Nvidia CEO: Stop Blaming AI for Layoffs You Planned Years Ago
Jensen Huang is calling out corporate leaders who use AI as a convenient excuse for job cuts that were planned long before the technology even arrived. His message offers hope to workers worried about automation replacing their careers.
The CEO of Nvidia just said what millions of workers have been thinking: blaming AI for layoffs doesn't add up when the technology only became useful months ago.
Jensen Huang pulled no punches during a recent interview with Channel NewsAsia. "I think the narrative that connects AI to job loss, for many of the CEOs that are doing it, is just too lazy," he said, pointing out that companies were cutting staff two years ago while claiming AI made them do it.
The timing doesn't make sense, and Huang isn't buying it. "It was just a way for them to sound smart, and I really hate that," he added.
His critique comes as several major companies have linked recent layoffs to AI investments. Standard Chartered announced plans to cut 7,000 jobs to replace what its CEO called "lower-value human capital" with technology. Meta laid off 10% of its workforce last week, citing heavy AI spending as the reason.
But labor experts agree with Huang's skepticism. Research from the Brookings Institution and Yale University found that the proportion of jobs actually at high risk of AI replacement has stayed steady since ChatGPT launched in 2022. Many analysts say AI has become a convenient scapegoat for layoffs driven by traditional concerns like poor profit margins.

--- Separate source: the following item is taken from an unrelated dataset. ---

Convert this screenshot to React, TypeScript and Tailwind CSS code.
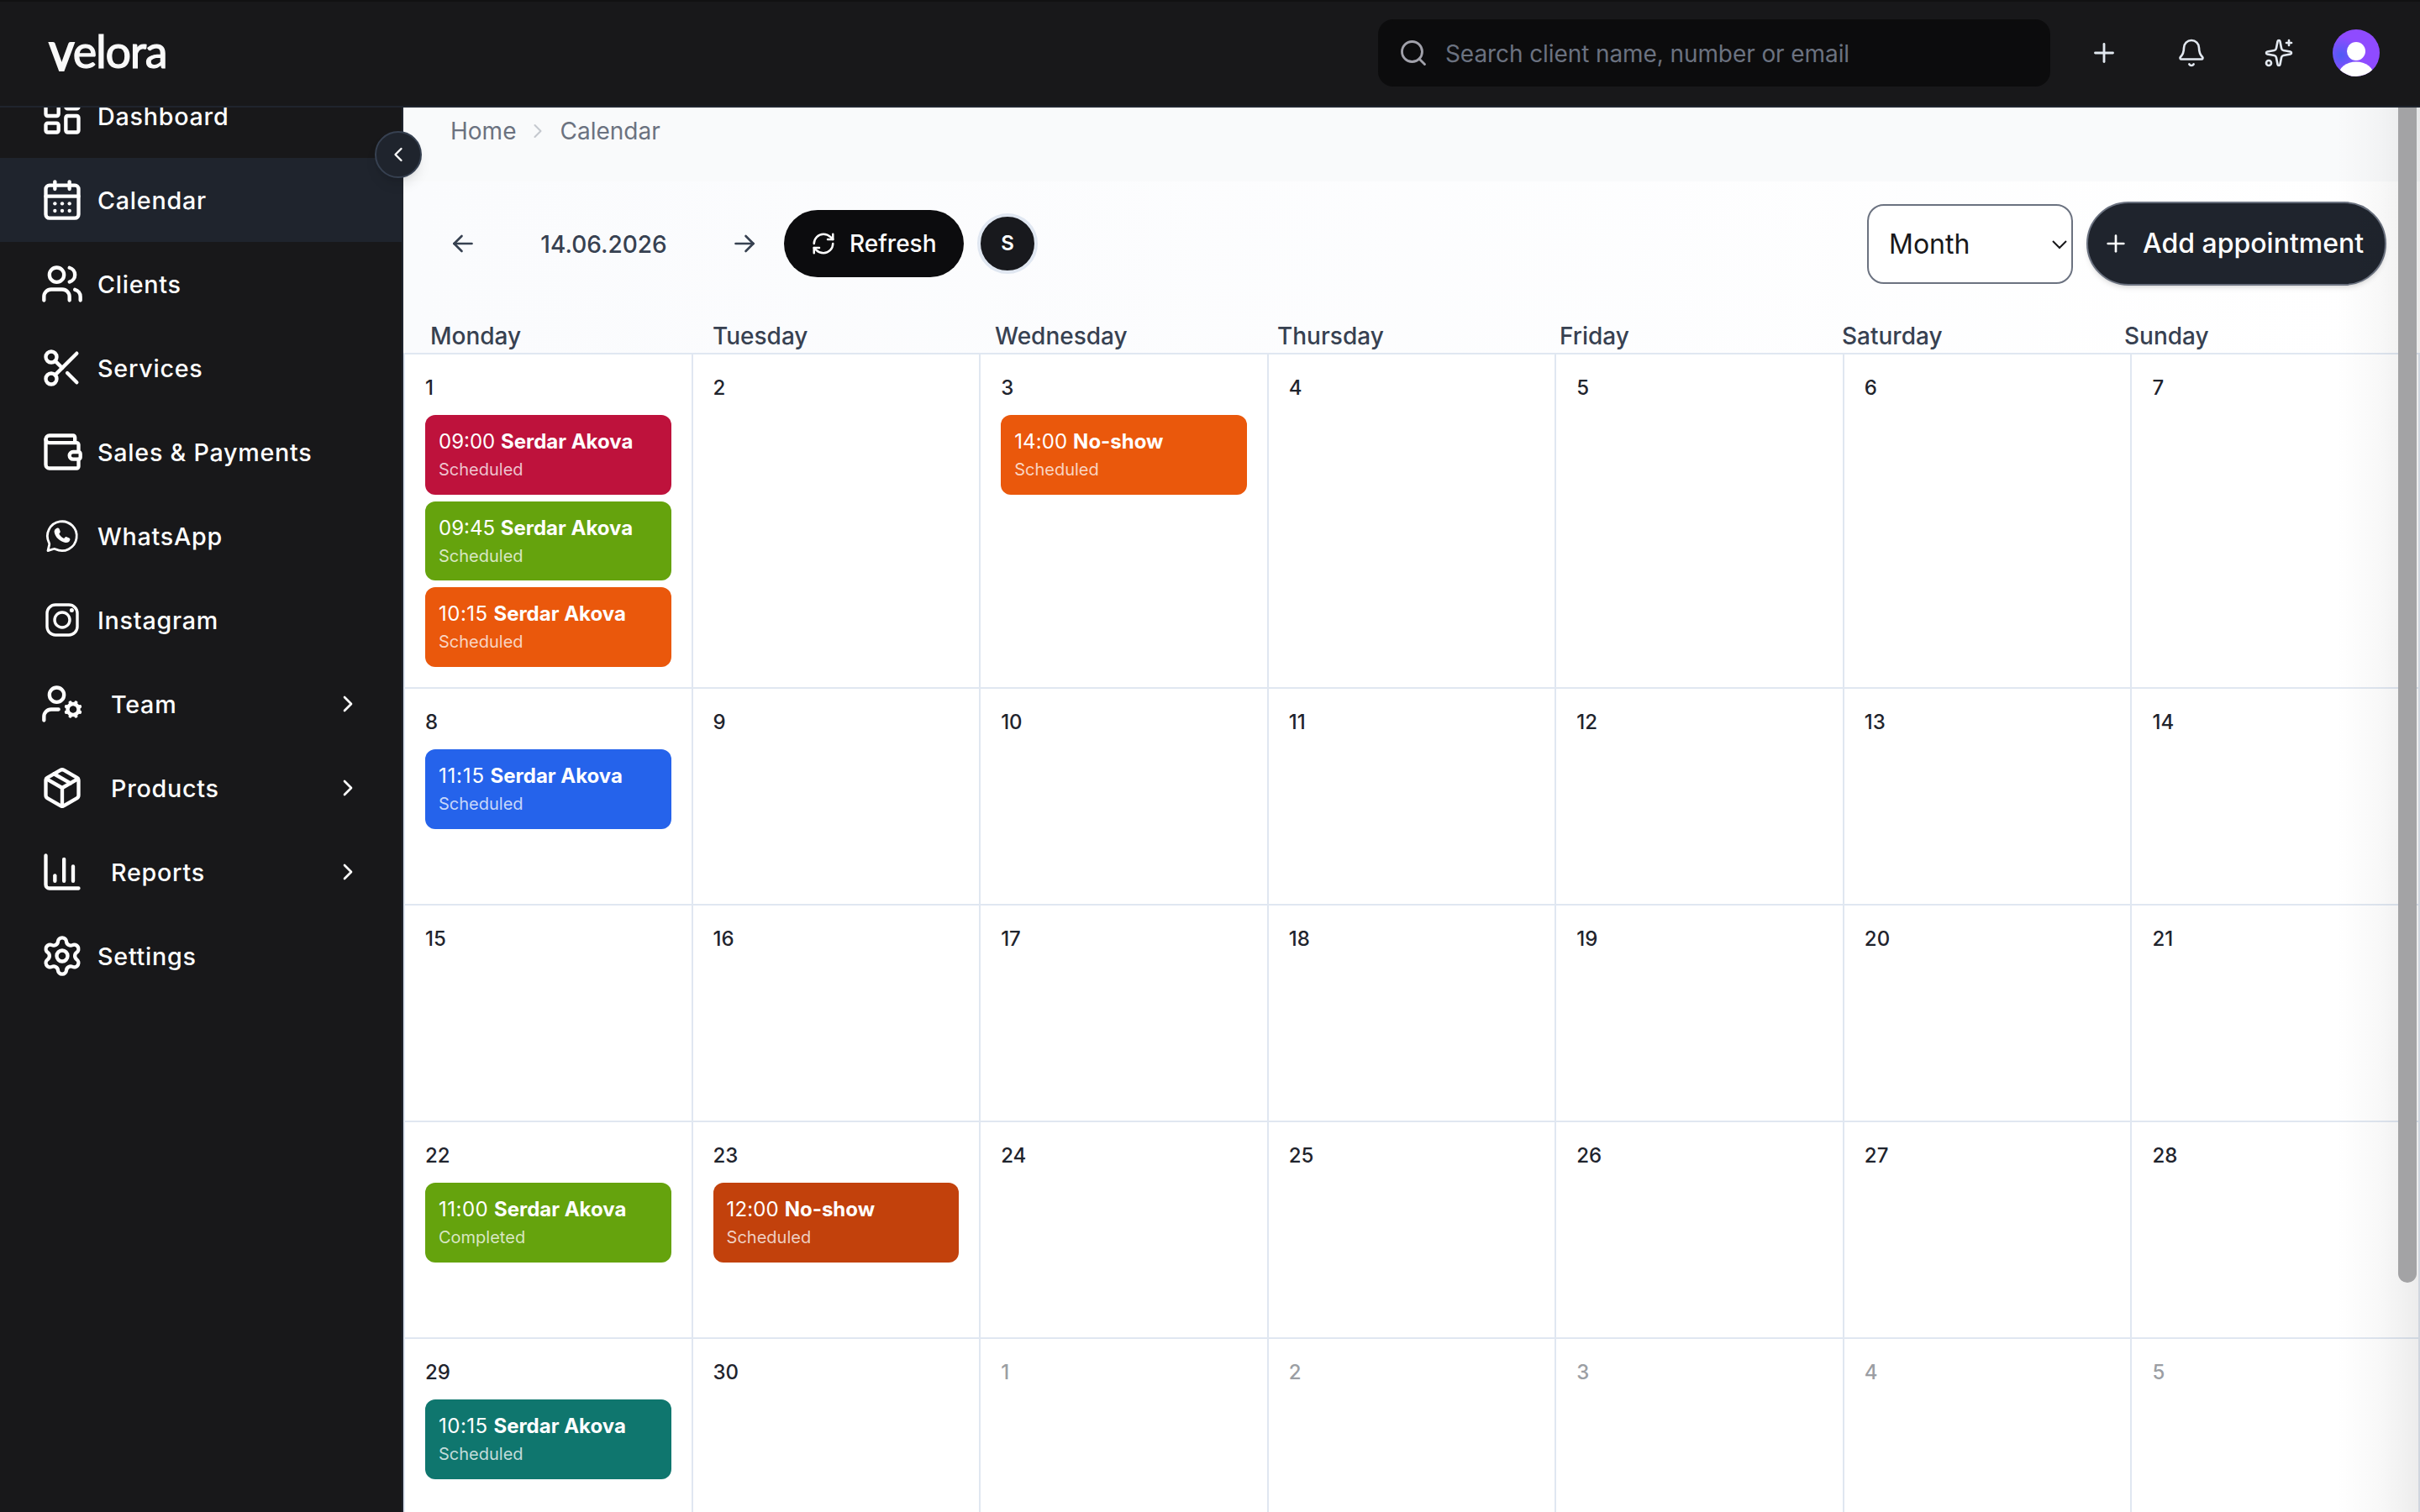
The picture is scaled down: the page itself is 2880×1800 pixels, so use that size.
import {
  Bell,
  CalendarDays,
  ChartColumn,
  ChevronLeft,
  ChevronRight,
  LayoutDashboard,
  Package,
  Plus,
  RefreshCw,
  Scissors,
  Search,
  Settings,
  Sparkles,
  UserCog,
  Users,
  Wallet,
} from 'lucide-react'
import { TbArrowLeft, TbArrowRight } from 'react-icons/tb'
import clsx from 'clsx'
import type { ComponentType } from 'react'

interface IconProps {
  className?: string
}

interface NavEntry {
  label: string
  icon: ComponentType<IconProps>
  active?: boolean
  expandable?: boolean
}

interface Appointment {
  time: string
  client: string
  status: string
  color: string
  tracking?: string
}

interface Day {
  day: number
  muted?: boolean
  appointments?: Appointment[]
}

function WhatsAppIcon({ className }: IconProps) {
  return (
    <svg className={className} viewBox="0 0 52 52" fill="none">
      <path
        d="M9 43.6 10.7 36.4Q11 35.2 10.3 34A17.4 17.4 0 1 1 18 41.7Q17 41.1 15.8 41.5Z"
        stroke="currentColor"
        strokeWidth="2.8"
        strokeLinejoin="round"
      />
      <path
        d="M19.6 16.8c1.2-.6 2.3-.4 2.9.8l1.1 2.6c.3.8.2 1.4-.3 2l-1 1.3c1.4 2.5 3.2 4.3 5.8 5.6l1.5-1.5c.5-.5 1.1-.6 1.7-.4l3 1.3c1 .5 1.3 1.2 1 2.2-.7 2.4-3 3.7-5.5 3.2-6.7-1.3-11.8-6-13.1-12.1-.4-2.1.6-4 2.9-5Z"
        fill="currentColor"
      />
    </svg>
  )
}

function InstagramIcon({ className }: IconProps) {
  return (
    <svg className={className} viewBox="0 0 52 52" fill="none" stroke="currentColor" strokeWidth="3.4">
      <rect x="8" y="8" width="36" height="36" rx="10" />
      <circle cx="26" cy="26" r="9" />
      <circle cx="37.4" cy="14.5" r="2.5" fill="currentColor" stroke="none" />
    </svg>
  )
}

const navigation: NavEntry[] = [
  { label: 'Dashboard', icon: LayoutDashboard },
  { label: 'Calendar', icon: CalendarDays, active: true },
  { label: 'Clients', icon: Users },
  { label: 'Services', icon: Scissors },
  { label: 'Sales & Payments', icon: Wallet },
  { label: 'WhatsApp', icon: WhatsAppIcon },
  { label: 'Instagram', icon: InstagramIcon },
  { label: 'Team', icon: UserCog, expandable: true },
  { label: 'Products', icon: Package, expandable: true },
  { label: 'Reports', icon: ChartColumn, expandable: true },
  { label: 'Settings', icon: Settings },
]

const weekdays = ['Monday', 'Tuesday', 'Wednesday', 'Thursday', 'Friday', 'Saturday', 'Sunday']

// times with several narrow 1s get a little extra tracking
const appointments: Record<number, Appointment[]> = {
  1: [
    { time: '09:00', client: 'Serdar Akova', status: 'Scheduled', color: 'bg-[#be123c]' },
    { time: '09:45', client: 'Serdar Akova', status: 'Scheduled', color: 'bg-[#65a30d]' },
    { time: '10:15', client: 'Serdar Akova', status: 'Scheduled', color: 'bg-[#ea580c]', tracking: 'tracking-[0.5px]' },
  ],
  3: [{ time: '14:00', client: 'No-show', status: 'Scheduled', color: 'bg-[#ea580c]', tracking: 'tracking-[0.15px]' }],
  8: [{ time: '11:15', client: 'Serdar Akova', status: 'Scheduled', color: 'bg-[#2563eb]', tracking: 'tracking-[0.8px]' }],
  22: [{ time: '11:00', client: 'Serdar Akova', status: 'Completed', color: 'bg-[#65a30d]', tracking: 'tracking-[0.5px]' }],
  23: [{ time: '12:00', client: 'No-show', status: 'Scheduled', color: 'bg-[#c2410c]', tracking: 'tracking-[0.15px]' }],
  29: [{ time: '10:15', client: 'Serdar Akova', status: 'Scheduled', color: 'bg-[#0f766e]', tracking: 'tracking-[0.5px]' }],
}

// five weeks: 1-30 June, then the first days of July
const days: Day[] = Array.from({ length: 35 }, (_, i) =>
  i < 30 ? { day: i + 1, appointments: appointments[i + 1] } : { day: i - 29, muted: true },
)

function Header() {
  return (
    <header className="z-20 flex h-32 shrink-0 items-center justify-between border-b-2 border-[#1f242d] bg-[#18181a] pr-12 pl-[58px] shadow-[inset_0_2px_0_#111112]">
      <div className="-mt-1 font-['Lato',sans-serif] text-[54px] leading-none tracking-[-1.3px] text-[#f9f9f9] [-webkit-text-stroke:1.2px_#f9f9f9]">
        <span className="relative top-[3px] -mr-1 inline-block origin-left scale-x-90 text-[66px] leading-[0] [-webkit-text-stroke:2px_#f9f9f9]">
          v
        </span>
        elora
      </div>
      <div className="flex items-center gap-6">
        <div className="flex h-20 w-[800px] items-center gap-5 rounded-[18px] bg-[#0c0c0d] px-6">
          <Search className="size-9 text-[#a1a1aa]" strokeWidth={1.9} />
          <span className="pt-px text-[28px] tracking-[-0.09px] text-[#6b7280]">
            Search client name, number or email
          </span>
        </div>
        <button className="flex size-20 items-center justify-center text-[#e2e8f0]">
          <Plus className="size-9" strokeWidth={1.9} />
        </button>
        <button className="flex size-20 items-center justify-center text-[#e2e8f0]">
          <Bell className="size-9" strokeWidth={1.75} />
        </button>
        <button className="flex size-20 items-center justify-center text-[#e2e8f0]">
          <Sparkles className="size-9" strokeWidth={1.75} />
        </button>
        <svg className="size-14 rounded-full" viewBox="0 0 56 56">
          <defs>
            <radialGradient id="avatar" cx="0.18" cy="0.55" r="0.4">
              <stop offset="0" stopColor="#4f5bf5" />
              <stop offset="1" stopColor="#8f4bff" />
            </radialGradient>
          </defs>
          <rect width="56" height="56" fill="url(#avatar)" />
          <circle cx="28" cy="26" r="11" fill="#fff" />
          <ellipse cx="28" cy="55" rx="21" ry="16.5" fill="#fff" />
        </svg>
      </div>
    </header>
  )
}

function Sidebar() {
  return (
    <aside className="relative z-10 w-[480px] shrink-0 border-r-2 border-[#1f242d] bg-[#18181a]">
      <div className="h-full overflow-hidden">
        <nav className="-mt-10 flex flex-col">
          {navigation.map(({ label, icon: Icon, active, expandable }) => (
            <a
              key={label}
              className={clsx(
                'flex h-[100px] items-center pr-12 pl-12 text-[28.7px] font-medium tracking-[0.75px] text-white',
                expandable ? 'gap-8' : 'gap-4',
                active && 'bg-[#1f242d]',
              )}
            >
              <Icon className="size-[52px] shrink-0" />
              <span className="flex-1 pt-px">{label}</span>
              {expandable && <ChevronRight className="size-8" />}
            </a>
          ))}
        </nav>
      </div>
      <button className="absolute top-7 -right-6 flex size-14 items-center justify-center rounded-full border-2 border-[#374151] bg-[#1f242d] text-white shadow-lg">
        <ChevronLeft className="size-7" />
      </button>
    </aside>
  )
}

function Toolbar() {
  return (
    <div className="flex h-[148px] shrink-0 items-center pr-10 pl-[53px] text-[#374151]">
      <TbArrowLeft className="size-9" strokeWidth={1.75} />
      <div className="w-[299px] pt-px text-center text-[28px] font-medium">14.06.2026</div>
      <TbArrowRight className="size-9" strokeWidth={1.75} />
      <button className="ml-[29px] flex h-20 w-[214px] items-center gap-4 rounded-full bg-[#0c0c0e] pl-8 text-[28px] font-medium text-white">
        <RefreshCw className="size-[30px]" strokeWidth={2} />
        Refresh
      </button>
      <div className="ml-4 flex size-[72px] items-center justify-center rounded-full border-4 border-[#e0e7f1] bg-[#18191d] text-2xl font-semibold text-white">
        S
      </div>
      <div className="ml-auto flex items-center gap-4">
        <div className="mt-px flex h-[95px] w-[245px] items-center justify-between rounded-[20px] border-2 border-[#6b7280] bg-white pr-1 pl-6 text-[32px] text-[#18181a]">
          Month
          <svg className="h-3 w-5" viewBox="0 0 20 12" fill="none" stroke="currentColor" strokeWidth="2">
            <path d="m2 2 8 8 8-8" />
          </svg>
        </div>
        <button className="flex h-[100px] w-[357px] items-center gap-4 rounded-full border-2 border-[#6b7280] bg-[#1f242d] pl-[17px] text-[32px] font-medium whitespace-nowrap text-white shadow-md">
          <Plus className="size-8" strokeWidth={2} />
          Add appointment
        </button>
      </div>
    </div>
  )
}

function AppointmentCard({ time, client, status, color, tracking }: Appointment) {
  return (
    <div className={clsx('rounded-xl px-4 py-[14.25px] text-white', color)}>
      <div className="text-2xl leading-9">
        <span className={tracking}>{time}</span> <span className="font-bold">{client}</span>
      </div>
      <div className="text-xl leading-[30px] text-white/75">{status}</div>
    </div>
  )
}

function MonthGrid() {
  return (
    <div className="grid shrink-0 auto-rows-[258px] grid-cols-7 grid-rows-[398px] border-t-2 border-l-2 border-[#e0e7f1] bg-white">
      {days.map(({ day, muted, appointments: items }, i) => (
        <div key={i} className="border-r-2 border-b-2 border-[#e0e7f1] px-6 pt-[22px]">
          <div className={clsx('text-2xl leading-9 font-medium', muted ? 'text-[#9b9ea3]' : 'text-[#1f242d]')}>
            {day}
          </div>
          {items && (
            <div className="mt-3.5 flex flex-col gap-2">
              {items.map((item) => (
                <AppointmentCard key={item.time} {...item} />
              ))}
            </div>
          )}
        </div>
      ))}
    </div>
  )
}

export default function App() {
  return (
    <div className="relative flex h-screen w-full flex-col overflow-hidden bg-white font-['Inter',sans-serif]">
      <Header />
      <div className="flex min-h-0 flex-1">
        <Sidebar />
        <main className="flex min-w-0 flex-1 flex-col overflow-hidden bg-gradient-to-r from-[#fafbfd] to-white">
          <div className="flex h-[88px] shrink-0 items-start bg-[#f9fafb] pt-[7px] pl-14 text-[28px] text-[#6b7280]">
            <span>Home</span>
            <ChevronRight className="mt-[7px] mr-3 ml-3 size-7 text-[#c4c8ce]" strokeWidth={1.75} />
            <span>Calendar</span>
          </div>
          <Toolbar />
          <div className="grid h-14 shrink-0 grid-cols-7 px-6 pt-[15px] text-[28px] leading-[42px] font-medium text-[#374151]">
            {weekdays.map((name) => (
              <div key={name} className="pl-2">
                {name}
              </div>
            ))}
          </div>
          <MonthGrid />
        </main>
      </div>
      {/* page scrollbar with the edge shade under it */}
      <div className="pointer-events-none absolute top-32 right-0 bottom-0 w-[100px] bg-gradient-to-r from-black/0 via-black/[0.025] to-black/[0.075]" />
      <div className="absolute top-32 right-1 h-[1399px] w-[22px] rounded-b-full bg-[#a3a3a5]" />
    </div>
  )
}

Huang worries that the exaggerated narrative is creating unnecessary panic. "I think we're scaring people, and that's irresponsible," he said. "We should tell a balanced story about the potential of this technology."
His perspective offers a different path forward. Instead of fearing AI will steal jobs, Huang believes workers should embrace learning how to use it. "People are not going to lose their jobs to AI, but rather to those who know how to better use AI," he explained.
The Bright Side
While headlines about AI-driven layoffs grab attention, the reality might be more hopeful than it seems. The technology isn't actually replacing humans at the alarming rate some leaders claim.
Huang's advice to worried workers is simple: engage with AI instead of avoiding it. "It's more likely that AI will elevate your job," he said, encouraging people to learn the tools rather than fear them.
He acknowledges the technology needs proper guardrails and thoughtful deployment. But his vision centers on AI as a partner that changes how we work, not an executioner eliminating jobs wholesale.
The message matters because it shifts responsibility back where it belongs: on leaders making business decisions, not on technology that's barely had time to prove itself. When CEOs blame AI for cuts they planned years earlier, they're dodging accountability for their choices.
Workers learning to use AI thoughtfully will thrive in the changing landscape ahead.